On the economic front, Eurozone's producer price inflation accelerated for a fifth straight month in September. The preliminary data from Eurostat showed that producer prices grew 4.5 percent year-on-year following a 4.3 percent increase in August, which was revised from 4.2 percent. While, UK house price inflation eased sharply in October to its lowest level since March 2013. The survey data from IHS Markit and Lloyds Banking Group unit Halifax showed that the Halifax house price index rose 1.5 percent year-on-year in the three months to October, which was sharply slower than the 2.5 percent increase in September. Meanwhile, Euro area retail sales were unchanged in September after growing in the previous month.
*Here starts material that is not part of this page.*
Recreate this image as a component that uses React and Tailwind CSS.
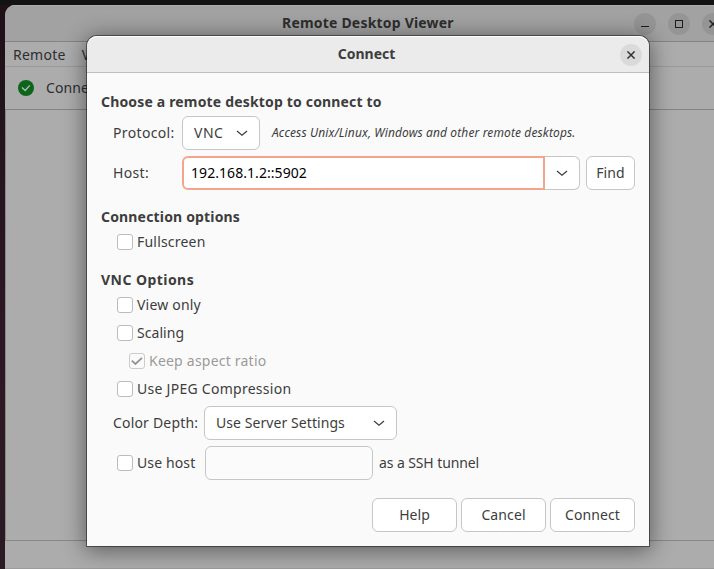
import React from "react";

function Chevron() {
  return (
    <svg className="block shrink-0" width="12" height="8" viewBox="0 0 12 8" fill="none" stroke="#3d3d3d" strokeWidth="1.2">
      <path d="M1 2 L6 6.3 L11 2" />
    </svg>
  );
}

function Label({ className = "", children }) {
  return <span className={`block whitespace-nowrap ${className}`}>{children}</span>;
}

function Checkbox({ checked = false }) {
  return (
    <span className={`mr-1 block size-4 shrink-0 rounded-[3px] border ${checked ? "border-[#cbcbcb] bg-[#fafafa]" : "border-[#bcbcbc] bg-white"}`}>
      {checked && (
        <svg className="block" width="14" height="14" viewBox="0 0 14 14" fill="none" stroke="#929292" strokeWidth="1.8">
          <path d="M1.8 6.7 L5.4 10 L12 3.8" />
        </svg>
      )}
    </span>
  );
}

const box = "flex h-[34px] items-center rounded-md border border-[#c6c6c6] bg-white";

function Heading({ className, children }) {
  return <h2 className={`h-5 whitespace-nowrap font-bold leading-5 ${className}`}>{children}</h2>;
}

function CheckRow({ className = "", text, textClass, checked }) {
  return (
    <div className={`flex items-center ${className}`}>
      <Checkbox checked={checked} />
      <Label className={textClass}>{text}</Label>
    </div>
  );
}

function Dialog() {
  return (
    <section className="absolute left-[87px] top-[36px] flex h-[510px] w-[562px] flex-col rounded-t-[10px] bg-[#fafafa] text-[#3d3d3d] shadow-[0_0_0_1px_rgba(0,0,0,0.45),0_3px_22px_2px_rgba(0,0,0,0.46)]">
      <header className="grid h-[37px] shrink-0 grid-cols-[1fr_auto_1fr] items-center rounded-t-[10px] border-b border-t border-b-[#bdbdbd] border-t-white bg-[#ebebeb] pl-1 pr-[7px]">
        <span />
        <h1 className="pb-0.5 font-bold">Connect</h1>
        <span className="flex size-[22px] items-center justify-center justify-self-end rounded-full bg-[#dadada]">
          <svg width="8" height="8" viewBox="0 0 8 8" stroke="#333" strokeWidth="1.5">
            <path d="M0.4 0.4 L7.6 7.6 M7.6 0.4 L0.4 7.6" />
          </svg>
        </span>
      </header>
      <div className="flex flex-col px-[14px] pt-[19px]">
        <Heading className="tracking-[0.17px]">Choose a remote desktop to connect to</Heading>
        <div className="mt-1 flex h-[34px] items-center pl-3">
          <Label className="w-[69px] tracking-[0.35px]">Protocol:</Label>
          <div className={`${box} w-[78px] justify-between px-[11px]`}>
            <Label className="tracking-[0.5px]">VNC</Label>
            <Chevron />
          </div>
          <Label className="ml-3 text-[12px] italic tracking-[0.12px]">Access Unix/Linux, Windows and other remote desktops.</Label>
        </div>
        <div className="mt-1.5 flex h-[34px] items-center pl-3">
          <Label className="w-[69px] tracking-[0.35px]">Host:</Label>
          <div className="flex h-[34px] w-[363px] items-center rounded-l-md border-2 border-[#f4a68c] bg-white pl-[7px] text-black">
            <Label className="tracking-[0.06px]">192.168.1.2::5902</Label>
          </div>
          <div className="flex h-[34px] w-[35px] items-center justify-center rounded-r-md border border-l-0 border-[#c6c6c6] bg-white">
            <Chevron />
          </div>
          <div className={`${box} ml-1.5 w-[49px] justify-center`}>
            <Label className="tracking-[0.15px]">Find</Label>
          </div>
        </div>
        <Heading className="mt-[17px] tracking-[0.17px]">Connection options</Heading>
        <CheckRow className="mt-[5px] h-5 pl-4" text="Fullscreen" textClass="tracking-[0.2px]" />
        <Heading className="mt-[18px] tracking-[0.45px]">VNC Options</Heading>
        <CheckRow className="mt-px h-7 pl-4" text="View only" textClass="tracking-[0.2px]" />
        <CheckRow className="h-7 pl-4" text="Scaling" textClass="tracking-[0.05px]" />
        <CheckRow className="h-7 pl-7 text-[#9a9a9a]" text="Keep aspect ratio" textClass="tracking-[0.22px]" checked />
        <CheckRow className="h-7 pl-4" text="Use JPEG Compression" textClass="tracking-[0.27px]" />
        <div className="mt-[3px] flex h-[34px] items-center pl-3">
          <Label className="w-[91px] tracking-[0.18px]">Color Depth:</Label>
          <div className={`${box} w-[193px] justify-between px-[11px]`}>
            <Label className="tracking-[0.07px]">Use Server Settings</Label>
            <Chevron />
          </div>
        </div>
        <div className="mt-1.5 flex h-[34px] items-center pl-4">
          <Checkbox />
          <Label className="w-[68px] tracking-[0.12px]">Use host</Label>
          <div className="h-[34px] w-[168px] rounded-md border border-[#c6c6c6] bg-[#fbfbfb]" />
          <Label className="ml-1.5 tracking-[-0.1px]">as a SSH tunnel</Label>
        </div>
        <div className="mt-[18px] flex justify-end gap-1">
          <div className={`${box} w-[85px] justify-center`}><Label>Help</Label></div>
          <div className={`${box} w-[85px] justify-center`}><Label className="tracking-[0.1px]">Cancel</Label></div>
          <div className={`${box} w-[85px] justify-center`}><Label className="tracking-[0.1px]">Connect</Label></div>
        </div>
      </div>
    </section>
  );
}

export default function App() {
  return (
    <div className="relative h-[569px] w-[714px] overflow-hidden bg-[linear-gradient(#1e1118,#2f1826_70%,#291a24)] font-['Noto_Sans','Open_Sans',sans-serif] text-[14px] leading-5 text-[#2e2e2e]">
      <div className="h-[5px] bg-[#131313]" />
      <main className="ml-[5px] flex h-[564px] w-[709px] flex-col overflow-hidden rounded-tl-[10px] bg-[#acacac]">
        <header className="flex h-[37px] shrink-0 items-center border-b border-t border-b-[#838383] border-t-[#adadad] bg-[#a2a2a2]">
          <h1 className="ml-[277px] w-[352px] shrink-0 whitespace-nowrap pb-0.5 font-bold tracking-[0.2px]">Remote Desktop Viewer</h1>
          <span className="mr-3 flex size-[22px] shrink-0 items-center justify-center rounded-full bg-[#959595]">
            <span className="mt-[5px] h-px w-2 bg-[#1d1d1d]" />
          </span>
          <span className="mr-3 flex size-[22px] shrink-0 items-center justify-center rounded-full bg-[#959595]">
            <span className="size-2 border border-[#1d1d1d]" />
          </span>
          <span className="flex size-[22px] shrink-0 items-center justify-center rounded-full bg-[#959595]">
            <svg width="8" height="8" viewBox="0 0 8 8" stroke="#222" strokeWidth="1.5">
              <path d="M0.4 0.4 L7.6 7.6 M7.6 0.4 L0.4 7.6" />
            </svg>
          </span>
        </header>
        <nav className="flex h-[25px] shrink-0 items-center gap-4 border-b border-[#9a9a9a] pl-2 pt-0.5">
          <Label className="tracking-[0.25px]">Remote</Label>
          <Label>View</Label>
        </nav>
        <div className="flex h-[43px] shrink-0 items-center border-b border-[#838383] pl-[13px]">
          <svg className="mr-3 block" width="16" height="16" viewBox="0 0 16 16">
            <circle cx="8" cy="8" r="8" fill="#0c651b" />
            <path d="M4 7.4 L7.2 10.4 L11.8 5.4" fill="none" stroke="#b5b5b5" strokeWidth="1.4" />
          </svg>
          <Label className="tracking-[0.1px]">Connect</Label>
        </div>
        <div className="flex-1 border-b border-l border-[#878787]" />
        <div className="h-7 shrink-0 border-b border-[#9c9c9c]" />
      </main>
      <Dialog />
    </div>
  );
}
According to the preliminary data from Eurostat, retail sales were flat on the month, while the street was looking for a modest 0.1 percent gain.

Asian market

All the Asian equity indices, barring Japanese Nikkei, ended in red during the passing week, after the Federal Reserve reiterated its hawkish stance and the populist government in Rome flatly dismissed the EU's more pessimistic outlook for the Italian economy, deepening a rift with the European Union.

Chinese Shanghai remained the top loser, tumbling around three percent, as policymakers struggle to dispel stock market gloom with promises of tax cuts and more bank lending. Sentiments remained sluggish with data showing that Consumer prices in China rose 2.5 percent year-on-year in October. That was in line with expectations and unchanged from the September reading. Also, producer prices climbed an annual 3.3 percent - matching forecasts and slowing from 3.6 percent in the previous month. Traders also remained cautious with survey showing that China's private sector expanded at the weakest pace in more than two years in October with both services and manufacturing noting weaker performances. The Caixin composite output index fell to a 28-month low of 50.5 from 52.1 in September.

However, Japanese Nikkei edged marginally higher, as the yen's fall against the dollar lifted export-oriented shares. Traders also took some support with data indicating that the value of core machine orders in Japan plunged 18.3 percent sequentially in September, coming in at 802.2 billion yen. That was well shy of expectations for a decline of 9.0 percent following the 6.8 percent increase in August. However, gains remained capped with data showing that the average of household spending in Japan was down 1.6 percent on year in September, coming in at 271,273 yen. That was well shy of expectations for an increase of 1.5 percent and down sharply from the 2.8 percent gain in August.